**DO THIS:** Your task is to repeat all of the data exactly while excluding the pictures.

**DATASET EXTRACT:**
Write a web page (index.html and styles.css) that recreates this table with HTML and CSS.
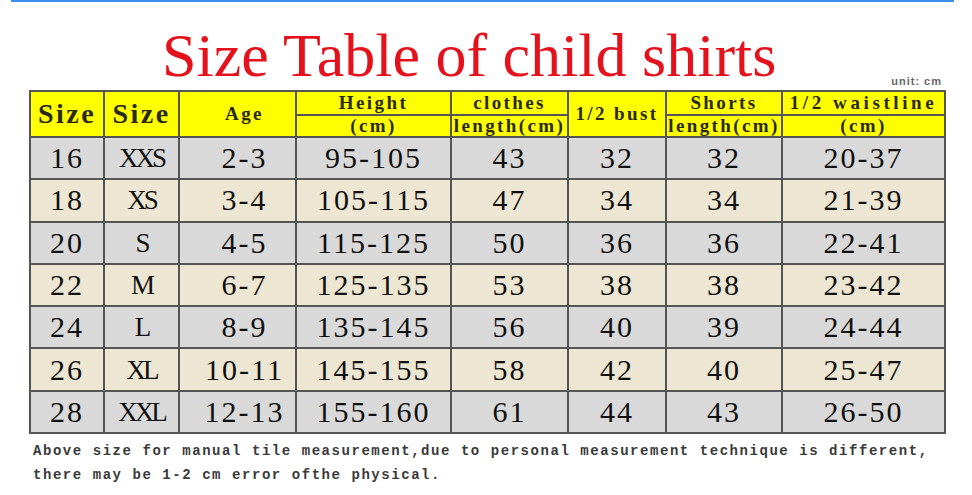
FILE: index.html
```html
<!DOCTYPE html>
<html>
<head>
<meta charset="utf-8">
<link rel="stylesheet" href="styles.css">
</head>
<body>
<div class="topbar"></div>
<div class="head">
  <h1 class="title">Size Table of child shirts</h1>
  <div class="unit">unit: cm</div>
</div>
<table class="size-table">
  <colgroup>
    <col class="c1"><col class="c2"><col class="c3"><col class="c4"><col class="c5"><col class="c6"><col class="c7"><col class="c8">
  </colgroup>
  <thead>
    <tr class="h1">
      <th rowspan="2" class="big">Size</th>
      <th rowspan="2" class="big">Size</th>
      <th rowspan="2" class="age">Age</th>
      <th>Height</th>
      <th>clothes</th>
      <th rowspan="2">1/2 bust</th>
      <th>Shorts</th>
      <th class="wide">1/2 waistline</th>
    </tr>
    <tr class="h2">
      <th>(cm)</th>
      <th>length(cm)</th>
      <th>length(cm)</th>
      <th>(cm)</th>
    </tr>
  </thead>
  <tbody>
    <tr class="grey"><td>16</td><td class="sz">XXS</td><td class="age">2-3</td><td>95-105</td><td>43</td><td>32</td><td>32</td><td>20-37</td></tr>
    <tr class="beige"><td>18</td><td class="sz">XS</td><td class="age">3-4</td><td>105-115</td><td>47</td><td>34</td><td>34</td><td>21-39</td></tr>
    <tr class="grey"><td>20</td><td class="sz">S</td><td class="age">4-5</td><td>115-125</td><td>50</td><td>36</td><td>36</td><td>22-41</td></tr>
    <tr class="beige"><td>22</td><td class="sz">M</td><td class="age">6-7</td><td>125-135</td><td>53</td><td>38</td><td>38</td><td>23-42</td></tr>
    <tr class="grey"><td>24</td><td class="sz">L</td><td class="age">8-9</td><td>135-145</td><td>56</td><td>40</td><td>39</td><td>24-44</td></tr>
    <tr class="beige"><td>26</td><td class="sz">XL</td><td class="age">10-11</td><td>145-155</td><td>58</td><td>42</td><td>40</td><td>25-47</td></tr>
    <tr class="grey"><td>28</td><td class="sz">XXL</td><td class="age">12-13</td><td>155-160</td><td>61</td><td>44</td><td>43</td><td>26-50</td></tr>
  </tbody>
</table>
<div class="note">
  <p>Above size for manual tile measurement,due to personal measurement technique is different,</p>
  <p>there may be 1-2 cm error ofthe physical.</p>
</div>
</body>
</html>
```

FILE: styles.css
```css
html, body {
  margin: 0;
  padding: 0;
  background: #ffffff;
}

.topbar {
  height: 2px;
  margin: 0 18px 0 11px;
  background: #3a8cee;
}

.head {
  width: 915px;
  margin: 22px 0 0 29px;
  height: 66px;
  display: flex;
  justify-content: space-between;
  align-items: flex-end;
}

.title {
  align-self: flex-start;
  margin: 0;
  padding-left: 133px;
  font-family: "Liberation Serif", "Times New Roman", serif;
  font-weight: normal;
  font-size: 62px;
  line-height: 62px;
  color: #e3121c;
  white-space: nowrap;
}

.unit {
  font-family: "Liberation Sans", Arial, sans-serif;
  font-weight: bold;
  font-size: 11px;
  line-height: 12px;
  color: #666;
  margin: 0 2px 3px 0;
  letter-spacing: 1px;
}

.size-table {
  margin-left: 29px;
  width: 915px;
  table-layout: fixed;
  border-collapse: collapse;
  border: 2px solid #555;
}

.c1 { width: 74px; }
.c2 { width: 75px; }
.c3 { width: 117px; }
.c4 { width: 155px; }
.c5 { width: 117px; }
.c6 { width: 98px; }
.c7 { width: 116px; }
.c8 { width: 163px; }

.size-table th,
.size-table td {
  border: 2px solid #555;
  padding: 0;
  text-align: center;
  vertical-align: middle;
  white-space: nowrap;
  overflow: hidden;
}

.size-table th {
  background: #ffff00;
  font-family: "Liberation Serif", "Times New Roman", serif;
  font-weight: bold;
  font-size: 19px;
  line-height: 20px;
  letter-spacing: 2.4px;
  color: #2a2a14;
}

.size-table th.big {
  font-size: 28px;
  letter-spacing: 2.5px;
}

.size-table th.wide {
  letter-spacing: 3.6px;
}

.size-table th.age {
  padding-left: 14px;
}

.h1 { height: 24px; }
.h2 { height: 22px; }

.size-table td {
  font-family: "Liberation Serif", "Times New Roman", serif;
  font-size: 30px;
  line-height: 30px;
  letter-spacing: 2px;
  color: #111;
}

.size-table td.sz {
  font-size: 27px;
  letter-spacing: -3px;
}

.size-table td.age {
  padding-left: 14px;
}

.size-table tbody tr { height: 42.3px; }

.grey td { background: #d9d9d9; }
.beige td { background: #ece6d2; }

.note {
  margin: 5px 0 0 33px;
  font-family: "Liberation Mono", "Courier New", monospace;
  font-weight: bold;
  font-size: 14px;
  line-height: 24px;
  letter-spacing: 1.55px;
  color: #3a3a3a;
}

.note p {
  margin: 0;
  white-space: nowrap;
}
```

**EXERCISE OUTPUT:**
Write a web page (index.html and styles.css) that recreates this table with HTML and CSS.
FILE: index.html
```html
<!DOCTYPE html>
<html>
<head>
<meta charset="utf-8">
<link rel="stylesheet" href="styles.css">
</head>
<body>
<div class="topbar"></div>
<div class="head">
  <h1 class="title">Size Table of child shirts</h1>
  <div class="unit">unit: cm</div>
</div>
<table class="size-table">
  <colgroup>
    <col class="c1"><col class="c2"><col class="c3"><col class="c4"><col class="c5"><col class="c6"><col class="c7"><col class="c8">
  </colgroup>
  <thead>
    <tr class="h1">
      <th rowspan="2" class="big">Size</th>
      <th rowspan="2" class="big">Size</th>
      <th rowspan="2" class="age">Age</th>
      <th>Height</th>
      <th>clothes</th>
      <th rowspan="2">1/2 bust</th>
      <th>Shorts</th>
      <th class="wide">1/2 waistline</th>
    </tr>
    <tr class="h2">
      <th>(cm)</th>
      <th>length(cm)</th>
      <th>length(cm)</th>
      <th>(cm)</th>
    </tr>
  </thead>
  <tbody>
    <tr class="grey"><td>16</td><td class="sz">XXS</td><td class="age">2-3</td><td>95-105</td><td>43</td><td>32</td><td>32</td><td>20-37</td></tr>
    <tr class="beige"><td>18</td><td class="sz">XS</td><td class="age">3-4</td><td>105-115</td><td>47</td><td>34</td><td>34</td><td>21-39</td></tr>
    <tr class="grey"><td>20</td><td class="sz">S</td><td class="age">4-5</td><td>115-125</td><td>50</td><td>36</td><td>36</td><td>22-41</td></tr>
    <tr class="beige"><td>22</td><td class="sz">M</td><td class="age">6-7</td><td>125-135</td><td>53</td><td>38</td><td>38</td><td>23-42</td></tr>
    <tr class="grey"><td>24</td><td class="sz">L</td><td class="age">8-9</td><td>135-145</td><td>56</td><td>40</td><td>39</td><td>24-44</td></tr>
    <tr class="beige"><td>26</td><td class="sz">XL</td><td class="age">10-11</td><td>145-155</td><td>58</td><td>42</td><td>40</td><td>25-47</td></tr>
    <tr class="grey"><td>28</td><td class="sz">XXL</td><td class="age">12-13</td><td>155-160</td><td>61</td><td>44</td><td>43</td><td>26-50</td></tr>
  </tbody>
</table>
<div class="note">
  <p>Above size for manual tile measurement,due to personal measurement technique is different,</p>
  <p>there may be 1-2 cm error ofthe physical.</p>
</div>
</body>
</html>
```

FILE: styles.css
```css
html, body {
  margin: 0;
  padding: 0;
  background: #ffffff;
}

.topbar {
  height: 2px;
  margin: 0 18px 0 11px;
  background: #3a8cee;
}

.head {
  width: 915px;
  margin: 22px 0 0 29px;
  height: 66px;
  display: flex;
  justify-content: space-between;
  align-items: flex-end;
}

.title {
  align-self: flex-start;
  margin: 0;
  padding-left: 133px;
  font-family: "Liberation Serif", "Times New Roman", serif;
  font-weight: normal;
  font-size: 62px;
  line-height: 62px;
  color: #e3121c;
  white-space: nowrap;
}

.unit {
  font-family: "Liberation Sans", Arial, sans-serif;
  font-weight: bold;
  font-size: 11px;
  line-height: 12px;
  color: #666;
  margin: 0 2px 3px 0;
  letter-spacing: 1px;
}

.size-table {
  margin-left: 29px;
  width: 915px;
  table-layout: fixed;
  border-collapse: collapse;
  border: 2px solid #555;
}

.c1 { width: 74px; }
.c2 { width: 75px; }
.c3 { width: 117px; }
.c4 { width: 155px; }
.c5 { width: 117px; }
.c6 { width: 98px; }
.c7 { width: 116px; }
.c8 { width: 163px; }

.size-table th,
.size-table td {
  border: 2px solid #555;
  padding: 0;
  text-align: center;
  vertical-align: middle;
  white-space: nowrap;
  overflow: hidden;
}

.size-table th {
  background: #ffff00;
  font-family: "Liberation Serif", "Times New Roman", serif;
  font-weight: bold;
  font-size: 19px;
  line-height: 20px;
  letter-spacing: 2.4px;
  color: #2a2a14;
}

.size-table th.big {
  font-size: 28px;
  letter-spacing: 2.5px;
}

.size-table th.wide {
  letter-spacing: 3.6px;
}

.size-table th.age {
  padding-left: 14px;
}

.h1 { height: 24px; }
.h2 { height: 22px; }

.size-table td {
  font-family: "Liberation Serif", "Times New Roman", serif;
  font-size: 30px;
  line-height: 30px;
  letter-spacing: 2px;
  color: #111;
}

.size-table td.sz {
  font-size: 27px;
  letter-spacing: -3px;
}

.size-table td.age {
  padding-left: 14px;
}

.size-table tbody tr { height: 42.3px; }

.grey td { background: #d9d9d9; }
.beige td { background: #ece6d2; }

.note {
  margin: 5px 0 0 33px;
  font-family: "Liberation Mono", "Courier New", monospace;
  font-weight: bold;
  font-size: 14px;
  line-height: 24px;
  letter-spacing: 1.55px;
  color: #3a3a3a;
}

.note p {
  margin: 0;
  white-space: nowrap;
}
```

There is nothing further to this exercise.